The Igloo is a beautiful thing. I think it deserves its own design category. It falls somewhere between architecture and sculpture and performance art; creating shelter, giving form and evolving with the seasons. Igloo Design is a step beyond Green Design. It is Design with a capital I not a little g.  

Here are some of the qualities of Igloo Design:

  • The igloo is tenacious, built for the harshest climate, but fragile in the sun.
  • The igloo has form that is designed for optimum function. It is no taller than necessary, but built just the right size and shape to capture heat and create a comfortable environment inside.
  • The igloo uses no more materials than necessary. Frozen water in the forms of Ice and Snow are the building blocks for this structure.
  • Only simple tools are required to build the igloo.
  • Igloo design has little regard for financial value or social status, it is about survival and efficiency.  
  • When the structure no longer has value to the builder it can be abandoned without remorse. The igloo will eventually melt back into the soil with the changing of the seasons.

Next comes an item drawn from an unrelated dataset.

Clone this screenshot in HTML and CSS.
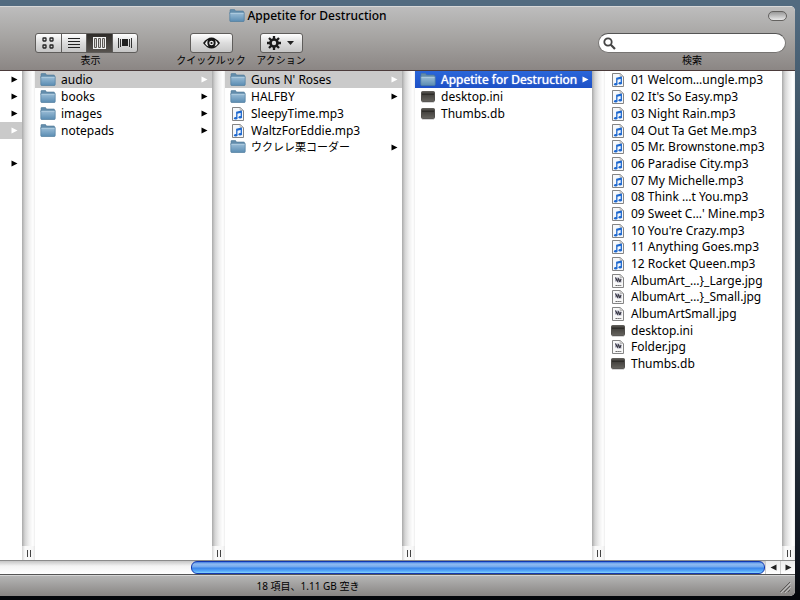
FILE: index.html
```html
<!DOCTYPE html>
<html lang="ja">
<head>
<meta charset="utf-8">
<title>Appetite for Destruction</title>
<link rel="stylesheet" href="styles.css">
</head>
<body>
<svg class="defs" aria-hidden="true">
  <defs>
    <linearGradient id="gFolder" x1="0" y1="0" x2="0" y2="1"><stop offset="0" stop-color="#9dbfd8"/><stop offset="1" stop-color="#5a8cb2"/></linearGradient>
    <linearGradient id="gExec" x1="0" y1="0" x2="0" y2="1"><stop offset="0" stop-color="#34322f"/><stop offset="1" stop-color="#66645f"/></linearGradient>
    <symbol id="folder" viewBox="0 0 16 16">
      <path d="M1 3.500V2.200Q1 1.500 1.500 1.500H5.500L6.500 3H14Q14.500 3 14.500 3.500V6H1Z" fill="#628cab" stroke="#517b99" stroke-width=".6"/>
      <path d="M.8 4.500H15.200V12.500Q15.200 13.500 14.500 13.500H1.500Q.8 13.500.8 12.500Z" fill="url(#gFolder)" stroke="#507c9d" stroke-width=".7"/>
      <path d="M1.500 5.200H14.500" stroke="#bdd5e6" stroke-width=".8"/>
    </symbol>
    <symbol id="music" viewBox="0 0 16 16">
      <path d="M2.500 1.500H10L13.500 4.500V14.500H2.500Z" fill="#f5f8fb" stroke="#858585"/>
      <path d="M10 1.500V4.500H13.500Z" fill="#d5d5d5" stroke="#a5a5a5" stroke-width=".6"/>
      <path d="M6.800 12V6.200L11.300 5.200V11" fill="none" stroke="#1d68cf" stroke-width="1.300"/>
      <path d="M6.800 7L11.300 6" stroke="#1d68cf" stroke-width="1.600"/>
      <ellipse cx="5.700" cy="12.200" rx="1.700" ry="1.300" fill="#1d68cf"/><ellipse cx="10.200" cy="11.200" rx="1.700" ry="1.300" fill="#1d68cf"/>
    </symbol>
    <symbol id="image" viewBox="0 0 16 16">
      <path d="M2.500 1.500H10L13.500 4.500V14.500H2.500Z" fill="#f8f8f8" stroke="#858585"/>
      <path d="M10 1.500V4.500H13.500Z" fill="#d5d5d5" stroke="#a5a5a5" stroke-width=".6"/>
      <path d="M5 4.500H9V5.500H11.500V9.500H7V8.500H5Z" fill="#a5a5b5"/>
      <path d="M5.500 4.500L7.500 8.500L8.500 5.500L9.800 9L11 6" fill="none" stroke="#30303a" stroke-width="1"/>
      <path d="M5.500 12.500H11.500" stroke="#6d6d6d" stroke-width="1.200" stroke-dasharray="1.500 .4"/>
    </symbol>
    <symbol id="exec" viewBox="0 0 16 16">
      <rect x="1.500" y="2.500" width="13" height="10" rx="1" fill="url(#gExec)" stroke="#504e4b"/>
      <path d="M2 5.500H14" stroke="#2b2926" stroke-width=".8"/><path d="M2 3H14" stroke="#77746f" stroke-width=".8"/>
      <path d="M2 13.300H14" stroke="#aaa" stroke-width=".6"/>
    </symbol>
    <symbol id="arrow" viewBox="0 0 7 7"><path d="M.5 .5L6.500 3.500L.5 6.500Z" fill="currentColor"/></symbol>
  </defs>
</svg>
<main class="window">
  <header class="head">
    <div class="titlebar">
      <h1 class="title"><svg class="icon"><use href="#folder"/></svg>Appetite for Destruction</h1>
      <button class="pill" type="button" aria-label="ツールバー"></button>
    </div>
    <div class="toolbar">
      <div class="tool view">
        <div class="segments">
          <button type="button" aria-label="アイコン"><svg width="12" height="12" viewBox="0 0 12 12" fill="none" stroke="#222" stroke-width="1.300"><rect x="1" y="1" width="3" height="3" rx=".5"/><rect x="8" y="1" width="3" height="3" rx=".5"/><rect x="1" y="8" width="3" height="3" rx=".5"/><rect x="8" y="8" width="3" height="3" rx=".5"/></svg></button>
          <button type="button" aria-label="リスト"><svg width="12" height="12" viewBox="0 0 12 12" stroke="#222"><path d="M0 1.500H12M0 4.500H12M0 7.500H12M0 10.500H12"/></svg></button>
          <button type="button" class="on" aria-label="カラム" aria-pressed="true"><svg width="13" height="12" viewBox="0 0 13 12"><path d="M0 0H13V12H0Z" fill="#f4f4f4"/><path d="M1.500 1.500H3.500V10.500H1.500ZM5.500 1.500H7.500V10.500H5.500ZM9.500 1.500H11.500V10.500H9.500Z" fill="#d8d6d3" stroke="#5b5855"/></svg></button>
          <button type="button" aria-label="カバーフロー"><svg width="14" height="10" viewBox="0 0 14 10"><path d="M4 1H10V8H4Z" fill="#222"/><path d="M.5 0V10M2.500 1V9M11.500 1V9M13.500 0V10" stroke="#333"/></svg></button>
        </div>
        <span class="caption">表示</span>
      </div>
      <div class="tool look">
        <button class="push" type="button" aria-labelledby="lookLabel"><svg width="17" height="12" viewBox="0 0 17 12"><path d="M0 6Q8.500-5 17 6Q8.500 17 0 6Z" fill="#151515"/><path d="M2 6.500Q3 4 5 3Q3.500 6 5.500 9.500Q3 8.500 2 6.500ZM15 6.500Q14 4 12 3Q13.500 6 11.500 9.500Q14 8.500 15 6.500Z" fill="#eee"/><circle cx="8.500" cy="6" r="2.300" fill="#eee"/><circle cx="8.500" cy="6" r="1.100" fill="#151515"/></svg></button>
        <span class="caption" id="lookLabel">クイックルック</span>
      </div>
      <div class="tool action">
        <button class="push" type="button" aria-labelledby="actionLabel"><svg width="28" height="14" viewBox="0 0 28 14"><g fill="none" stroke="#1b1b1b"><circle cx="7" cy="7" r="3.500" stroke-width="2.600"/><path d="M7 0V3M7 11V14M0 7H3M11 7H14M2 2L4.200 4.200M9.800 9.800L12 12M2 12L4.200 9.800M9.800 4.200L12 2" stroke-width="2.300"/></g><path d="M20 5H27L23.500 9Z" fill="#222"/></svg></button>
        <span class="caption" id="actionLabel">アクション</span>
      </div>
      <div class="tool search">
        <div class="field"><svg width="13" height="13" viewBox="0 0 13 13" fill="none" stroke="#444"><circle cx="5" cy="5" r="3.700" stroke-width="1.800"/><path d="M7.800 7.800L12 12" stroke-width="2.200"/></svg><input id="search" type="search"></div>
        <label class="caption" for="search">検索</label>
      </div>
    </div>
  </header>
  <section class="browser">
    <ul class="column parent">
      <li><svg class="arrow"><use href="#arrow"/></svg></li>
      <li><svg class="arrow"><use href="#arrow"/></svg></li>
      <li><svg class="arrow"><use href="#arrow"/></svg></li>
      <li class="open"><svg class="arrow"><use href="#arrow"/></svg></li>
      <li></li>
      <li><svg class="arrow"><use href="#arrow"/></svg></li>
    </ul>
    <div class="divider"></div>
    <ul class="column">
      <li class="open"><svg class="icon"><use href="#folder"/></svg><span>audio</span><svg class="arrow"><use href="#arrow"/></svg></li>
      <li><svg class="icon"><use href="#folder"/></svg><span>books</span><svg class="arrow"><use href="#arrow"/></svg></li>
      <li><svg class="icon"><use href="#folder"/></svg><span>images</span><svg class="arrow"><use href="#arrow"/></svg></li>
      <li><svg class="icon"><use href="#folder"/></svg><span>notepads</span><svg class="arrow"><use href="#arrow"/></svg></li>
    </ul>
    <div class="divider"></div>
    <ul class="column">
      <li class="open"><svg class="icon"><use href="#folder"/></svg><span>Guns N' Roses</span><svg class="arrow"><use href="#arrow"/></svg></li>
      <li><svg class="icon"><use href="#folder"/></svg><span>HALFBY</span><svg class="arrow"><use href="#arrow"/></svg></li>
      <li><svg class="icon"><use href="#music"/></svg><span>SleepyTime.mp3</span></li>
      <li><svg class="icon"><use href="#music"/></svg><span>WaltzForEddie.mp3</span></li>
      <li><svg class="icon"><use href="#folder"/></svg><span class="kana">ウクレレ栗コーダー</span><svg class="arrow"><use href="#arrow"/></svg></li>
    </ul>
    <div class="divider"></div>
    <ul class="column">
      <li class="selected"><svg class="icon"><use href="#folder"/></svg><span>Appetite for Destruction</span><svg class="arrow"><use href="#arrow"/></svg></li>
      <li><svg class="icon"><use href="#exec"/></svg><span>desktop.ini</span></li>
      <li><svg class="icon"><use href="#exec"/></svg><span>Thumbs.db</span></li>
    </ul>
    <div class="divider"></div>
    <ul class="column">
      <li><svg class="icon"><use href="#music"/></svg><span>01 Welcom…ungle.mp3</span></li>
      <li><svg class="icon"><use href="#music"/></svg><span>02 It's So Easy.mp3</span></li>
      <li><svg class="icon"><use href="#music"/></svg><span>03 Night Rain.mp3</span></li>
      <li><svg class="icon"><use href="#music"/></svg><span>04 Out Ta Get Me.mp3</span></li>
      <li><svg class="icon"><use href="#music"/></svg><span>05 Mr. Brownstone.mp3</span></li>
      <li><svg class="icon"><use href="#music"/></svg><span>06 Paradise City.mp3</span></li>
      <li><svg class="icon"><use href="#music"/></svg><span>07 My Michelle.mp3</span></li>
      <li><svg class="icon"><use href="#music"/></svg><span>08 Think …t You.mp3</span></li>
      <li><svg class="icon"><use href="#music"/></svg><span>09 Sweet C…' Mine.mp3</span></li>
      <li><svg class="icon"><use href="#music"/></svg><span>10 You're Crazy.mp3</span></li>
      <li><svg class="icon"><use href="#music"/></svg><span>11 Anything Goes.mp3</span></li>
      <li><svg class="icon"><use href="#music"/></svg><span>12 Rocket Queen.mp3</span></li>
      <li><svg class="icon"><use href="#image"/></svg><span>AlbumArt_…}_Large.jpg</span></li>
      <li><svg class="icon"><use href="#image"/></svg><span>AlbumArt_…}_Small.jpg</span></li>
      <li><svg class="icon"><use href="#image"/></svg><span>AlbumArtSmall.jpg</span></li>
      <li><svg class="icon"><use href="#exec"/></svg><span>desktop.ini</span></li>
      <li><svg class="icon"><use href="#image"/></svg><span>Folder.jpg</span></li>
      <li><svg class="icon"><use href="#exec"/></svg><span>Thumbs.db</span></li>
    </ul>
    <div class="divider"></div>
  </section>
  <div class="scrollbar">
    <div class="track"><div class="thumb"></div></div>
    <button class="step" type="button" aria-label="左へ"><svg class="arrow back"><use href="#arrow"/></svg></button>
    <button class="step" type="button" aria-label="右へ"><svg class="arrow"><use href="#arrow"/></svg></button>
  </div>
  <footer class="status">
    <span class="count">18 項目、1.11 GB 空き</span>
    <svg class="grip" width="12" height="12" viewBox="0 0 12 12" stroke="#5c5a58"><path d="M1 11L11 1M5 11L11 5M9 11L11 9"/><path d="M2 12L12 2M6 12L12 6" stroke="#d0d0d0" stroke-width=".7"/></svg>
  </footer>
</main>
</body>
</html>
```

FILE: styles.css
```css
* { box-sizing: border-box; }

body {
  margin: 0;
  min-height: 100vh;
  display: flex;
  flex-direction: column;
  padding: 6px 5px 4px 0;
  background: linear-gradient(#526b80 0, #526b80 10px, #344858 180px, #2c3944 400px, #10151f 560px, #05070b 594px);
  font-family: "Noto Sans", "Noto Sans CJK JP", sans-serif;
  font-size: 12px;
  line-height: 16px;
  color: #000;
}

.defs { position: absolute; width: 0; height: 0; }
button { margin: 0; padding: 0; border: 0; font: inherit; }

.window {
  flex: 1;
  display: flex;
  flex-direction: column;
  border-radius: 0 5px 5px 0;
  overflow: hidden;
  background: #fff;
}

.head {
  border-top: 1px solid #d8d8d8;
  border-bottom: 1px solid #4b3b3b;
  background: linear-gradient(#bdbdbd, #a5a3a1 50%, #8b8684);
}

.titlebar {
  display: flex;
  align-items: center;
  height: 18px;
  padding-right: 8px;
}

.title {
  flex: 1;
  display: flex;
  justify-content: center;
  align-items: center;
  gap: 2px;
  margin: 0;
  padding-right: 152px;
  font-size: 12px;
  font-weight: 500;
}

.icon { flex: none; width: 16px; height: 16px; }
.arrow { flex: none; width: 7px; height: 7px; }

.pill {
  width: 19px;
  height: 10px;
  border: 1px solid #646260;
  border-radius: 5px;
  background: linear-gradient(#999, #e8e8e8);
}

.toolbar {
  display: flex;
  padding: 8px 9px 2px 35px;
}

.tool { display: flex; flex-direction: column; align-items: center; }

.caption {
  font-size: 10px;
  line-height: 15px;
  white-space: nowrap;
}

.view .caption { padding-left: 8px; }
.look { width: 70px; margin-left: 38px; }
.action { width: 50px; margin-left: 10px; }
.search { width: 188px; margin-left: auto; }

.segments,
.push {
  display: flex;
  height: 20px;
  border: 1px solid #5f5d5b;
  border-radius: 3px;
  background: linear-gradient(#fff, #dcdcdc 50%, #c6c6c6);
  overflow: hidden;
}

.segments { width: 103px; }

.segments button {
  flex: 1;
  display: flex;
  align-items: center;
  justify-content: center;
  background: transparent;
}

.segments button + button { border-left: 1px solid #5f5d5b; }
.segments .on { background: linear-gradient(#2f2c29, #56524e); }

.push { width: 43px; align-items: center; justify-content: center; }

.field {
  display: flex;
  align-items: center;
  gap: 4px;
  width: 100%;
  height: 20px;
  padding: 0 8px 0 4px;
  border: 1px solid #777573;
  border-top-color: #555;
  border-radius: 10px;
  background: #fff;
}

.field input {
  flex: 1;
  min-width: 0;
  border: 0;
  outline: 0;
  background: transparent;
  font: inherit;
}

.browser { flex: 1; display: flex; }

.column {
  flex: 1;
  min-width: 0;
  margin: 0;
  padding: 0;
  list-style: none;
}

.column.parent { flex: 0 0 22px; }

.column li {
  display: flex;
  align-items: center;
  gap: 5px;
  height: 17px;
  padding: 0 4px 0 5px;
  white-space: nowrap;
}

.column li:nth-child(3n + 2) { height: 16px; }
.column li:nth-child(2) { height: 17px; }
.column li span { flex: 1; }
.column li .kana { font-size: 11px; }
.parent li { justify-content: flex-end; }
.column .open { background: #cacaca; }
.open .arrow { color: #fff; }
.column .selected { background: linear-gradient(#2a66d9, #1d50c6); color: #fff; }
.selected span { text-shadow: 0 0 1px #fff; }

.divider {
  flex: 0 0 13px;
  display: flex;
  align-items: flex-end;
  background: linear-gradient(90deg, #a9a9a9, #d5d5d5 3px, #efefef 7px, #fff 11px, #eee 13px);
}

.divider::after {
  content: "";
  width: 100%;
  height: 14px;
  background:
    linear-gradient(#444, #444) 5px 4px / 1px 7px no-repeat,
    linear-gradient(#444, #444) 8px 4px / 1px 7px no-repeat,
    linear-gradient(90deg, #d5d5d5, #fafafa 3px, #f7f7f7 11px, #e5e5e5);
}

.scrollbar {
  display: flex;
  height: 15px;
  border-top: 1px solid #8b8b8b;
  border-bottom: 1px solid #555;
}

.track {
  flex: 1;
  padding-left: 24%;
  background: linear-gradient(#c5c5c5, #f4f4f4 5px, #fff);
}

.thumb {
  height: 13px;
  border: 1px solid #1238b0;
  border-radius: 6px;
  background: linear-gradient(#3e7be0, #91bcf1 2px, #70a8ef 5px, #3a84ea 6px, #55a8fa 9px, #84d4fc);
}

.step {
  width: 15px;
  display: flex;
  align-items: center;
  justify-content: center;
  border-left: 1px solid #ccc;
  background: linear-gradient(#ececec, #fff);
  color: #222;
}

.back { transform: rotate(180deg); }

.status {
  display: flex;
  align-items: center;
  height: 21px;
  padding-right: 4px;
  border-top: 1px solid #d5d5d5;
  background: linear-gradient(#b5b5b5, #888583);
  font-size: 10px;
}

.count { flex: 1; padding-right: 163px; text-align: center; }
.grip { flex: none; align-self: flex-end; margin-bottom: 3px; }
```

Now maybe all this exists in the built world, but I have only seen it in the natural world. Pieces of fruit, eggs, cocoons all share many of the qualities described above, but buildings? There are few buildings in today’s world that even strive for the same goals. Our structures are carefully designed creations using a collage of materials to thwart nature and provide robust spaces for living. Our cities are filled with beautiful, crafty well thought out machines where we live and work.

Perhaps we need to put our pride and ego aside and humbly examine the simple qualities of an Igloo? Perhaps we need to rethink how we design buildings, not just to go Green, but to create structures that evolve with the seasons, literally and figuratively. I know that I have a long way to go in my own design work to create something as smart and beautiful as an Igloo.